Лёша, которого родная мама спихнула на крестную, которая его ко мне и привела. Просто привезла в гости к ее четверым детям, выключила телефон и уехала со съемной квартиры.
Елисей, папа которого на тест-уроке еще сказал при нем же: "Он тупой как полено из-за того, что дура-бабка настояла на девчачьем имени".
Катя с желудочными расстройствами, которой авторитарная бабушка, настоящий матриарх семейства, определила карьеру балерины, а потому ребенок банально недоедал, чтобы не "разжиреть как коровища деревенская".
Сеня с папашей, который чуть что не по нем, устраивал демонстративные истерики с не менее демонстративными попытками выкинуться из окна или повеситься. Одевался в самую парадную одежду, обильно поливался одеколоном и вставал на табуретку на кухне под вой остальной половины семейства, и такой спектакль был раз в три-четыре дня. Чаще всего поводом попраздновать покойничка был Сеня, которому смели уделять внимание, когда папа приходил с работы.
И нет тут никакой морали. Нельзя дистанцировать себя от учеников, нельзя не слушать их, особенно когда нутром чуешь — тебе доверяют сокровенный кусочек своих переживаний, тебе доверяют, у тебя просят хоть какой-то помощи.
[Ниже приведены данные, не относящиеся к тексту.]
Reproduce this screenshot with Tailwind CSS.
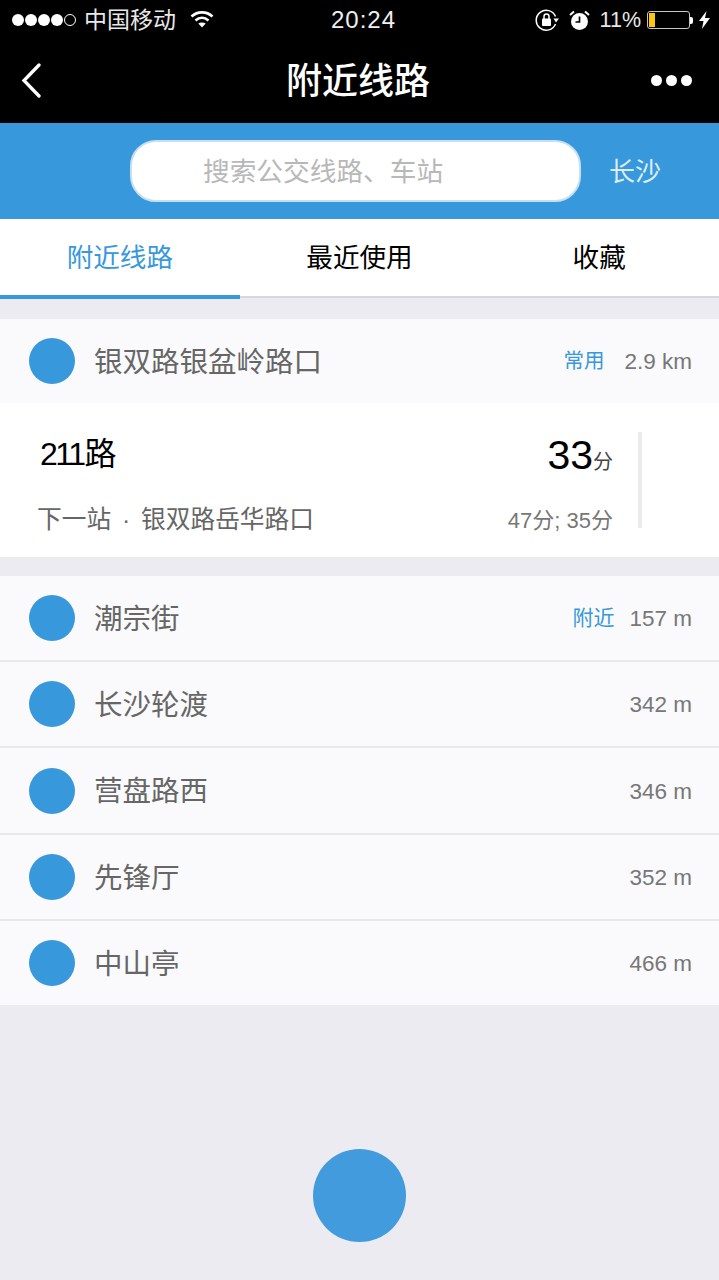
<!DOCTYPE html>
<html>

<head>
  <title>附近线路</title>
  <script src="https://cdn.jsdelivr.net/npm/@tailwindcss/browser@4"></script>
</head>

<body class="bg-[#ebebf1] font-['Liberation_Sans','Noto_Sans_CJK_SC',sans-serif]">
  <div class="w-[719px] h-[1280px] flex flex-col overflow-hidden relative">
    <!-- Status bar + nav -->
    <div class="bg-black h-[123px] text-white shrink-0">
      <div class="h-[40px] flex items-center pl-[12px] pr-[9px]">
        <div class="flex items-center w-[319px]">
          <div class="flex items-center gap-[1px]">
            <span class="w-[12px] h-[12px] rounded-full bg-white"></span>
            <span class="w-[12px] h-[12px] rounded-full bg-white"></span>
            <span class="w-[12px] h-[12px] rounded-full bg-white"></span>
            <span class="w-[12px] h-[12px] rounded-full bg-white"></span>
            <span class="w-[12px] h-[12px] rounded-full border border-white"></span>
          </div>
          <span class="ml-[8px] text-[23px] leading-none text-[#e8e8e8]">中国移动</span>
          <svg class="ml-[14px] -mt-[2px]" width="24" height="18" viewBox="0 0 24 18" fill="none" stroke="white" stroke-width="2.6">
            <path d="M1.5 6.5C7.5 1 16.500 1 22.500 6.500" />
            <path d="M5.500 10.500C9.500 7 14.500 7 18.500 10.500" />
            <path d="M12 17.500L8.300 13.500C10.500 12 13.500 12 15.700 13.500Z" fill="white" stroke="none" />
          </svg>
        </div>
        <span class="text-[24px] leading-none tracking-[1px] text-[#f0f0f0]">20:24</span>
        <div class="flex items-center ml-auto">
          <svg width="24" height="24" viewBox="0 0 24 24" fill="none" stroke="white" stroke-width="1.500">
            <path d="M20.500 8.500A10 10 0 1 0 20.500 16" />
            <path d="M18.500 10.500L24 10.500L21 14.500Z" fill="white" stroke="none" />
            <rect x="7" y="10.500" width="9" height="7.500" rx="1" fill="white" stroke="none" />
            <path d="M9 11V8.500a2.500 2.500 0 0 1 5 0V11" />
          </svg>
          <svg class="ml-[10px]" width="21" height="21" viewBox="0 0 21 21">
            <circle cx="10.500" cy="11.500" r="8.500" fill="white" />
            <path d="M10.500 6.500V12H6.500" fill="none" stroke="black" stroke-width="1.700" />
            <path d="M1 5L5 1.500M20 5L16 1.500" stroke="white" stroke-width="2" />
          </svg>
          <span class="ml-[10px] pt-[2px] text-[21.5px] leading-none text-[#e8e8e8]">11%</span>
          <div class="ml-[6px] w-[43px] h-[18px] rounded-[3px] border border-[#c8c8c8] p-[1px]">
            <div class="w-[6px] h-full bg-[#fcc60e]"></div>
          </div>
          <span class="w-[3px] h-[7px] rounded-r-[2px] bg-white"></span>
          <svg class="ml-[6px]" width="11" height="18" viewBox="0 0 11 18">
            <path d="M7.500 0L0 10H4.500L3 18L11 7H6Z" fill="white" />
          </svg>
        </div>
      </div>
      <div class="h-[83px] flex items-center justify-between relative pl-[21px] pr-[27px]">
        <svg class="-mt-[2px]" width="20" height="35" viewBox="0 0 20 35" fill="none" stroke="white" stroke-width="3.300" stroke-linecap="round">
          <path d="M18 2L3 17.500L18 33" />
        </svg>
        <span class="absolute left-0 w-[716px] top-[20px] text-center text-[36px] leading-[44px] font-medium">附近线路</span>
        <div class="flex gap-[4px] -mt-[2px]">
          <span class="w-[11px] h-[11px] rounded-full bg-white"></span>
          <span class="w-[11px] h-[11px] rounded-full bg-white"></span>
          <span class="w-[11px] h-[11px] rounded-full bg-white"></span>
        </div>
      </div>
    </div>

    <!-- Search -->
    <div class="bg-[#3798dc] h-[96px] flex items-center shrink-0 pl-[130px]">
      <div class="w-[451px] h-[62px] bg-white rounded-[26px] border-2 border-[#c6dff2] flex items-center text-[#b8b8b8] text-[26.7px] pl-[71px] pt-[3px]">搜索公交线路、车站</div>
      <span class="ml-[28px] text-[26px] text-[#dcecf8] pt-[3px]">长沙</span>
    </div>

    <!-- Tabs -->
    <div class="bg-white h-[79px] grid grid-cols-3 shrink-0 border-b-2 border-[#d8d8dc] text-[26.6px] text-black">
      <div class="flex items-center justify-center text-[#3798dc] border-b-[4px] border-[#3798dc] -mb-[3px] pt-[4px]">附近线路</div>
      <div class="flex items-center justify-center pt-[3px]">最近使用</div>
      <div class="flex items-center justify-center pt-[3px]">收藏</div>
    </div>

    <!-- Nearest stop -->
    <div class="mt-[21px] h-[84px] bg-[#fafafc] flex items-center pl-[29px] pr-[27px] shrink-0">
      <span class="w-[46px] h-[46px] rounded-full bg-[#3798dc]"></span>
      <span class="ml-[19px] pt-[2px] text-[28.5px] text-[#666]">银双路银盆岭路口</span>
      <span class="ml-auto text-[20.5px] text-[#3798dc]">常用</span>
      <span class="ml-[20px] pt-[2px] text-[22.5px] text-[#777]">2.9 km</span>
    </div>

    <!-- Line card -->
    <div class="h-[154px] bg-white flex shrink-0 pt-[29px] pl-[37px]">
      <div class="w-[576px]">
        <div class="flex items-center justify-between h-[44px]">
          <span class="text-[32px] leading-none text-black pl-[3px] tracking-[-2.5px]">211<span class="tracking-normal ml-[1px]">路</span></span>
          <span class="text-[41px] leading-none text-black mt-[2px]">33<span class="text-[20px] text-[#444]">分</span></span>
        </div>
        <div class="flex items-center justify-between mt-[22px] h-[44px]">
          <span class="text-[24.7px] text-[#666] flex items-center">下一站<span class="w-[30px] text-center">·</span>银双路岳华路口</span>
          <span class="text-[22px] text-[#777]">47分; 35分</span>
        </div>
      </div>
      <div class="ml-[25px] w-[4px] h-[96px] bg-[#ebebef]"></div>
    </div>

    <!-- Other stops -->
    <div class="mt-[19px] bg-[#fafafc] shrink-0">
      <div class="h-[84px] flex items-center pl-[29px] pr-[27px]">
        <span class="w-[46px] h-[46px] rounded-full bg-[#3798dc]"></span>
        <span class="ml-[19px] pt-[2px] text-[28.5px] text-[#666]">潮宗街</span>
        <span class="ml-auto text-[21px] text-[#3798dc]">附近</span>
        <span class="ml-[15px] pt-[2px] text-[22.5px] text-[#777]">157 m</span>
      </div>
      <div class="h-[86px] flex items-center pl-[29px] pr-[27px] border-t-2 border-[#e8e8ec]">
        <span class="w-[46px] h-[46px] rounded-full bg-[#3798dc]"></span>
        <span class="ml-[19px] pt-[2px] text-[28.5px] text-[#666]">长沙轮渡</span>
        <span class="ml-auto pt-[2px] text-[22.5px] text-[#777]">342 m</span>
      </div>
      <div class="h-[87px] flex items-center pl-[29px] pr-[27px] border-t-2 border-[#e8e8ec]">
        <span class="w-[46px] h-[46px] rounded-full bg-[#3798dc]"></span>
        <span class="ml-[19px] pt-[2px] text-[28.5px] text-[#666]">营盘路西</span>
        <span class="ml-auto pt-[2px] text-[22.5px] text-[#777]">346 m</span>
      </div>
      <div class="h-[86px] flex items-center pl-[29px] pr-[27px] border-t-2 border-[#e8e8ec]">
        <span class="w-[46px] h-[46px] rounded-full bg-[#3798dc]"></span>
        <span class="ml-[19px] pt-[2px] text-[28.5px] text-[#666]">先锋厅</span>
        <span class="ml-auto pt-[2px] text-[22.5px] text-[#777]">352 m</span>
      </div>
      <div class="h-[86px] flex items-center pl-[29px] pr-[27px] border-t-2 border-[#e8e8ec]">
        <span class="w-[46px] h-[46px] rounded-full bg-[#3798dc]"></span>
        <span class="ml-[19px] pt-[2px] text-[28.5px] text-[#666]">中山亭</span>
        <span class="ml-auto pt-[2px] text-[22.5px] text-[#777]">466 m</span>
      </div>
    </div>

    <!-- Floating button -->
    <div class="absolute left-[313px] top-[1149px] w-[93px] h-[93px] rounded-full bg-[#429bdc]"></div>
  </div>
</body>

</html>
Но и слушать без возможности помочь, не сиюминутно, а по-настоящему, выправить все как надо — пытка самая настоящая.
И объединяет одно все эти случаи, эти дети — не считают себя нужными. Кто-то преодолевает это, когда вырастает, а кто-то на всю жизнь остается инструментом — инструментом для привязывания другого человека, инструментом для усмирения свои несбывшихся амбиций. Или тем, кто должен в старости стакан воды подать на своем дипломе о высшем образовании. Или тот же Коля мог остаться несчастным, озлобленным на окружающий мир, не принявший его, человеком, который бы не жил, а существовал.
Не знаю, зачем я тут это пишу. Своеобразный способ выговориться. Потому что по сей день, когда новые ученики записываются, а завтра у меня как раз тест-урок с незнакомой девочкой, внутри что-то судорожно сжимается — только бы здесь все было хорошо. И из мимолетной трусости, нежелания ощущать свое бессилие, и из желания, чтобы у каждого ребенка было ощущение того, что он нужен и своим близким, и окружающем миру, и себе.